#### INFORMATION SHOWN

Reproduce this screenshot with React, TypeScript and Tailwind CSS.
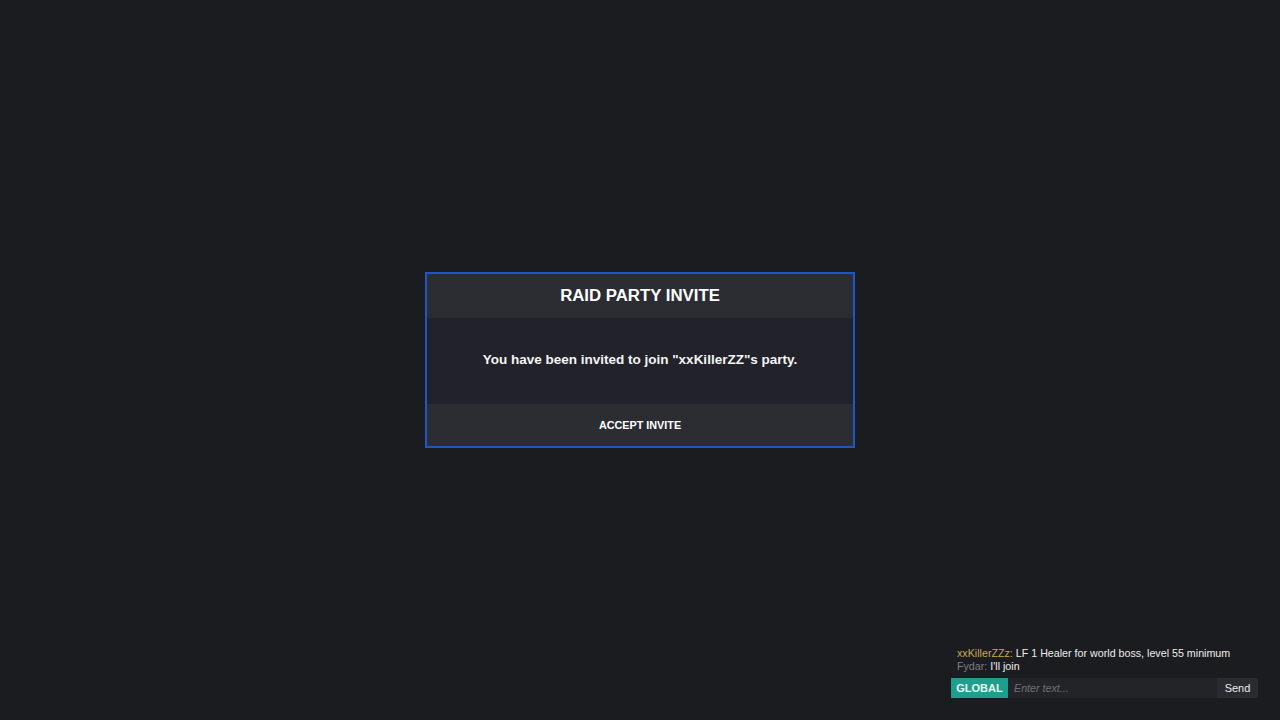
import React from "react";

export default function App() {
  return (
    <div
      className="relative w-full h-[720px] bg-[#1b1c20] overflow-hidden flex flex-col"
      style={{ fontFamily: '"Liberation Sans", Arial, sans-serif' }}
    >
      <div className="flex-1 flex items-start justify-center pt-[272px]">
        <div className="w-[430px] border-2 border-[#1e56c8] bg-[#22232a] flex flex-col">
          <div className="h-[44px] bg-[#2c2d33] flex items-center justify-center pb-[1px]">
            <h1 className="text-[16.8px] font-bold text-white">RAID PARTY INVITE</h1>
          </div>
          <div className="h-[86px] flex items-center justify-center pb-[1px]">
            <p className="text-[13.5px] font-bold text-[#f4f4f4]">
              You have been invited to join "xxKillerZZ"s party.
            </p>
          </div>
          <button className="h-[42px] bg-[#2c2d33] flex items-center justify-center text-[10.8px] font-bold text-white">
            ACCEPT INVITE
          </button>
        </div>
      </div>
      <div className="absolute right-[22px] bottom-[22px] w-[307px] flex flex-col">
        <div className="pl-[6px] text-[10.7px] leading-[13px] pb-[5px]">
          <div>
            <span className="text-[#c9a84c]">xxKillerZZz:</span>
            <span className="text-[#ececec]"> LF 1 Healer for world boss, level 55 minimum</span>
          </div>
          <div>
            <span className="text-[#7d7e83]">Fydar:</span>
            <span className="text-[#ececec]"> I'll join</span>
          </div>
        </div>
        <div className="flex h-[20px]">
          <div className="bg-[#1f9e8e] text-[#e8f5f2] text-[11px] font-bold flex items-center px-[6px] w-[57px] justify-center">
            GLOBAL
          </div>
          <div className="flex-1 bg-[#232429] flex items-center px-[6px] text-[10.7px] italic text-[#6f7075]">
            Enter text...
          </div>
          <div className="bg-[#2a2b30] text-[#ececec] text-[11px] flex items-center justify-center w-[41px]">
            Send
          </div>
        </div>
      </div>
    </div>
  );
}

########

» WORK REQUIRED: Print, exactly as written, the lines above from the first one to the one containing "import React from". Leave out pictures.

» CORRECT RESPONSE:
Reproduce this screenshot with React, TypeScript and Tailwind CSS.
import React from "react";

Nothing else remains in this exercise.